Every line below that mentions the word "page" should be copied out.

□ □ □ □

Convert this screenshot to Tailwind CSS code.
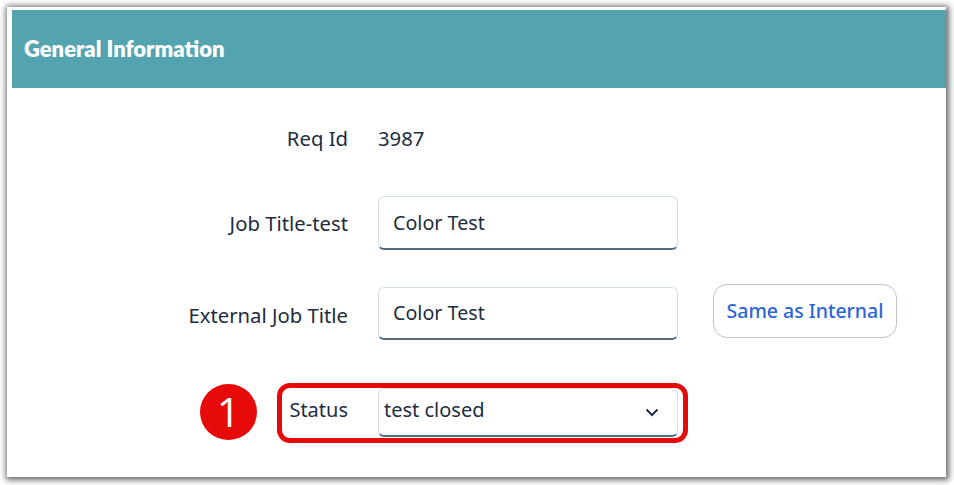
<!DOCTYPE html>
<html lang="en">
<head>
    <meta charset="UTF-8">
    <title>General Information</title>
    <script src="https://cdn.jsdelivr.net/npm/@tailwindcss/browser@4"></script>
</head>
<body class="w-[954px] h-[485px] overflow-hidden bg-white font-['Noto_Sans',sans-serif] text-[#1d2d3e]">
    <div class="ml-[7px] mt-[7px] w-[939px] h-[470px] bg-white pl-[5px] pt-[3px] shadow-[1px_1px_6px_2px_rgba(0,0,0,0.6)]">
        <div class="h-[78px] bg-[#54a4b0] flex items-center pl-3">
            <h2 class="font-['Lato',sans-serif] font-extrabold text-[22px] text-white -mt-[2px]">General Information</h2>
        </div>

        <div class="relative pt-[38px]">
            <div class="flex items-center h-[26px]">
                <label class="w-[336px] text-right text-[20.3px] -mt-[2px]">Req Id</label>
                <span class="ml-[30px] text-[20.3px] -mt-[2px]">3987</span>
            </div>

            <div class="flex items-center mt-[44px]">
                <label class="w-[336px] text-right text-[20.3px]">Job Title-test</label>
                <div class="ml-[30px] w-[300px] h-[54px] flex items-center pl-[14px] text-[19.7px] bg-white rounded-[6px] border border-[#d5dde6] border-b-2 border-b-[#556b82]">Color Test</div>
            </div>

            <div class="flex items-center mt-[37px]">
                <label class="w-[336px] text-right text-[20.3px] mt-1">External Job Title</label>
                <div class="ml-[30px] w-[300px] h-[53px] flex items-center pl-[14px] text-[19.7px] bg-white rounded-[6px] border border-[#d5dde6] border-b-2 border-b-[#556b82]">Color Test</div>
                <button class="ml-[35px] w-[184px] h-[54px] -mt-[5px] rounded-[14px] border border-[#bcc3ca] bg-white text-[#2b64d8] text-[19.5px] font-medium">Same as Internal</button>
            </div>

            <div class="flex items-center mt-[48px]">
                <label class="w-[336px] text-right text-[20px] -mt-[6px]">Status</label>
                <div class="ml-[30px] w-[300px] h-[49px] flex items-center justify-between pl-[5px] pr-[18px] text-[20px] bg-white rounded-[6px] border border-[#d5dde6] border-b-2 border-b-[#556b82]">
                    <span class="-mt-1">test closed</span>
                    <svg width="14" height="9" viewBox="0 0 14 9" fill="none"><path d="M1.5 1.5 7 7l5.5-5.5" stroke="#1d2d3e" stroke-width="2"/></svg>
                </div>
            </div>

            <!-- callout over the status row -->
            <div class="absolute left-[265px] top-[295px] w-[411px] h-[60px] rounded-[13px] border-[5px] border-[#e60a0a]"></div>
            <div class="absolute left-[188px] top-[296px] w-[57px] h-[56px] rounded-full bg-[#e60a0a] flex items-center justify-center text-white text-[41px] font-normal font-['Open_Sans',sans-serif]">1</div>
        </div>
    </div>
</body>
</html>
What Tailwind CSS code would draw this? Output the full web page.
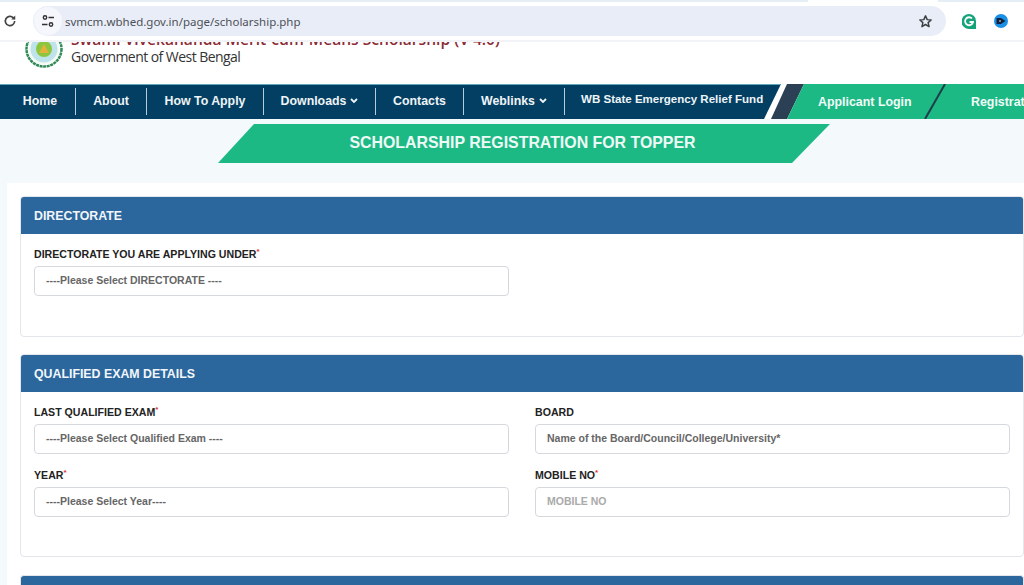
<!DOCTYPE html>
<html lang="en">
<head>
  <meta charset="UTF-8" />
  <title>Scholarship Registration</title>
  <script src="https://cdn.jsdelivr.net/npm/@tailwindcss/browser@4"></script>
</head>
<body class="bg-[#f4fafc] font-['Liberation_Sans',Arial,sans-serif] h-[585px] w-[1024px] overflow-hidden">

  <!-- browser bar -->
  <div class="h-[2px] flex">
    <div class="w-[808px] bg-[#e6eef5]"></div>
    <div class="w-[130px] bg-white"></div>
    <div class="flex-1 bg-[#e6eef5]"></div>
  </div>
  <div class="h-[40px] bg-white border-b-2 border-b-[#f1f3f6] flex items-center">
    <svg class="ml-[3px] w-[14px] h-[14px]" viewBox="0 0 24 24" fill="none" stroke="#444" stroke-width="2.8"><path d="M20 12a8 8 0 1 1-2.5-5.800L20 8.500"/><path d="M21 2.500v7h-7" fill="#444" stroke="none"/></svg>
    <div class="ml-[16px] w-[913px] h-[30px] rounded-full bg-[#e9edf7] flex items-center">
      <div class="ml-[1px] w-[28px] h-[28px] rounded-full bg-[#f6f7fc] flex items-center justify-center">
        <svg class="w-[14px] h-[14px]" viewBox="0 0 14 14" fill="none" stroke="#333" stroke-width="1.400"><circle cx="4" cy="3.500" r="1.700"/><path d="M7.500 3.500H13M1 10.500h5.500"/><circle cx="10" cy="10.500" r="1.700"/></svg>
      </div>
      <span class="ml-[3px] pt-[1px] text-[11.500px] text-[#4d5158] font-['Noto_Sans',sans-serif]">svmcm.wbhed.gov.in/page/scholarship.php</span>
      <svg class="ml-auto mr-[13px] w-[15px] h-[15px]" viewBox="0 0 24 24" fill="none" stroke="#3c4043" stroke-width="2.400" stroke-linejoin="round"><path d="M12 3l2.700 6 6.300.6-4.800 4.200 1.500 6.400L12 16.800 6.300 20.200l1.500-6.400L3 9.600 9.300 9z"/></svg>
    </div>
    <svg class="ml-[16px] w-[14px] h-[15px]" viewBox="0 0 14 15"><path d="M7 0a7 7 0 0 1 7 7v8H7A7 7 0 0 1 7 0z" fill="#15a37a"/><path d="M10 4.500A4 4 0 1 0 11 8H7.500" fill="none" stroke="#fff" stroke-width="1.800"/></svg>
    <svg class="ml-[18px] w-[14px] h-[14px]" viewBox="0 0 14 14"><circle cx="7" cy="7" r="7" fill="#1a8fe6"/><path d="M2.500 4h4.500l4.500 3-4.500 3H2.500z" fill="#10223f"/><circle cx="6" cy="7" r="0.800" fill="#fff"/></svg>
  </div>

  <!-- site header, scrolled so the title is cut off by the browser bar -->
  <div class="h-[42px] bg-white overflow-hidden flex items-start">
    <svg class="ml-[25px] mt-[-7px] w-[38px] h-[33px] shrink-0" viewBox="0 0 38 33">
      <circle cx="19" cy="14" r="17.500" fill="none" stroke="#2f8a57" stroke-width="2.500" stroke-dasharray="3 0.600"/>
      <circle cx="19" cy="14" r="15.500" fill="#f4faf4"/>
      <circle cx="19" cy="14" r="13.500" fill="#bfe3ea"/>
      <circle cx="19" cy="14" r="8" fill="#8cc63f"/>
      <path d="M19 9l5 9h-10z" fill="#e3b23c"/>
    </svg>
    <div class="ml-[8px] mt-[-12px]">
      <div class="text-[15.600px] leading-[18px] font-['Open_Sans',sans-serif] font-semibold text-[#8c2b33] whitespace-nowrap">Swami Vivekananda Merit-cum-Means Scholarship (V 4.0)</div>
      <div class="text-[14px] leading-[18px] font-['Open_Sans',sans-serif] font-medium tracking-[-0.55px] text-[#333] whitespace-nowrap">Government of West Bengal</div>
    </div>
  </div>

  <!-- nav -->
  <div class="h-[35px] flex bg-white overflow-hidden font-bold text-[12.350px] text-[#eef4f7]">
    <div class="w-[781px] shrink-0 bg-[#033f63] border-t border-[#5fa9b8] pb-[2px] [clip-path:polygon(0_0,100%_0,764px_100%,0_100%)] flex items-center">
      <a class="w-[76px] pl-[5px] h-[27px] flex items-center justify-center border-r border-[#b8ccd8]">Home</a>
      <a class="w-[71px] h-[27px] flex items-center justify-center border-r border-[#b8ccd8]">About</a>
      <a class="w-[117px] h-[27px] flex items-center justify-center border-r border-[#b8ccd8]">How To Apply</a>
      <a class="w-[112px] h-[27px] flex items-center justify-center gap-[4px] border-r border-[#b8ccd8]">Downloads
        <svg class="w-[8px] h-[6px]" viewBox="0 0 8 6" fill="none" stroke="#eef4f7" stroke-width="1.800"><path d="M1 1l3 3 3-3"/></svg>
      </a>
      <a class="w-[88px] h-[27px] flex items-center justify-center border-r border-[#b8ccd8]">Contacts</a>
      <a class="w-[101px] h-[27px] flex items-center justify-center gap-[4px] border-r border-[#b8ccd8]">Weblinks
        <svg class="w-[8px] h-[6px]" viewBox="0 0 8 6" fill="none" stroke="#eef4f7" stroke-width="1.800"><path d="M1 1l3 3 3-3"/></svg>
      </a>
      <a class="pl-[16px] pb-[2px] whitespace-nowrap text-[11.550px]">WB State Emergency Relief Fund</a>
    </div>
    <div class="ml-[-10px] w-[33px] shrink-0 bg-[#2b3f55] [clip-path:polygon(16px_0,100%_0,16px_100%,0_100%)]"></div>
    <div class="ml-[-17px] flex-1 bg-[#1cb985] [clip-path:polygon(17px_0,100%_0,100%_100%,0_100%)] flex relative">
      <a class="pl-[31px] pt-[1px] flex items-center whitespace-nowrap text-[#f2fbf8] text-[12.400px]">Applicant Login</a>
      <svg class="absolute left-[137px] top-0 w-[22px] h-[35px]" viewBox="0 0 22 35"><path d="M21 0L1 35" stroke="#1f3d48" stroke-width="2"/></svg>
      <a class="absolute left-[184px] top-0 h-full pt-[1px] flex items-center whitespace-nowrap text-[#f2fbf8] text-[12.400px]">Registration</a>
    </div>
  </div>

  <!-- banner -->
  <div class="mt-[5px] ml-[218px] w-[612px] h-[39px] pb-[2px] pr-[3px] bg-[#1cb985] [clip-path:polygon(36px_0,100%_0,574px_100%,0_100%)] flex items-center justify-center text-[#eefaf6] font-bold text-[15.900px]">
    SCHOLARSHIP REGISTRATION FOR TOPPER
  </div>

  <!-- form -->
  <div class="mt-[20px] ml-[7px] bg-white pl-[13px] pt-[13px] flex flex-col gap-[18px]">

    <section class="h-[141px] border border-[#e3e6ea] rounded-[4px] overflow-hidden">
      <h2 class="h-[37px] pt-[1px] bg-[#2b669c] text-[#f2f6fa] font-bold text-[12.350px] flex items-center pl-[13px]">DIRECTORATE</h2>
      <div class="pl-[13px] pt-[12px] grid grid-cols-2 gap-x-[26px] pr-[13px]">
        <div>
          <label class="block h-[20px] text-[10.600px] font-bold text-[#222] leading-[16px]">DIRECTORATE YOU ARE APPLYING UNDER<sup class="text-[#d33]">*</sup></label>
          <div class="h-[30px] border border-[#d5d8dc] rounded-[4px] flex items-center pl-[11px] text-[10.500px] font-bold text-[#666]">----Please Select DIRECTORATE ----</div>
        </div>
      </div>
    </section>

    <section class="h-[203px] mt-[-1px] border border-[#e3e6ea] rounded-[4px] overflow-hidden">
      <h2 class="h-[37px] pt-[1px] bg-[#2b669c] text-[#f2f6fa] font-bold text-[12.350px] flex items-center pl-[13px]">QUALIFIED EXAM DETAILS</h2>
      <div class="pl-[13px] pr-[13px] pt-[12px] grid grid-cols-2 gap-x-[26px] gap-y-[13px]">
        <div>
          <label class="block h-[20px] text-[10.600px] font-bold text-[#222] leading-[16px]">LAST QUALIFIED EXAM<sup class="text-[#d33]">*</sup></label>
          <div class="h-[30px] border border-[#d5d8dc] rounded-[4px] flex items-center pl-[11px] text-[10.500px] font-bold text-[#666]">----Please Select Qualified Exam ----</div>
        </div>
        <div>
          <label class="block h-[20px] text-[10.600px] font-bold text-[#222] leading-[16px]">BOARD</label>
          <div class="h-[30px] border border-[#d5d8dc] rounded-[4px] flex items-center pl-[11px] text-[10.500px] font-bold text-[#666]">Name of the Board/Council/College/University*</div>
        </div>
        <div>
          <label class="block h-[20px] text-[10.600px] font-bold text-[#222] leading-[16px]">YEAR<sup class="text-[#d33]">*</sup></label>
          <div class="h-[30px] border border-[#d5d8dc] rounded-[4px] flex items-center pl-[11px] text-[10.500px] font-bold text-[#666]">----Please Select Year----</div>
        </div>
        <div>
          <label class="block h-[20px] text-[10.600px] font-bold text-[#222] leading-[16px]">MOBILE NO<sup class="text-[#d33]">*</sup></label>
          <div class="h-[30px] border border-[#d5d8dc] rounded-[4px] flex items-center pl-[11px] text-[10.500px] font-bold text-[#aaa]">MOBILE NO</div>
        </div>
      </div>
    </section>

    <section class="h-[10px] border-t border-x border-[#e3e6ea] rounded-t-[4px] bg-[#2b669c]"></section>
  </div>
</body>
</html>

□ □ □ □

■ **SOLUTION TO THIS TASK**:
What Tailwind CSS code would draw this? Output the full web page.
      <span class="ml-[3px] pt-[1px] text-[11.500px] text-[#4d5158] font-['Noto_Sans',sans-serif]">svmcm.wbhed.gov.in/page/scholarship.php</span>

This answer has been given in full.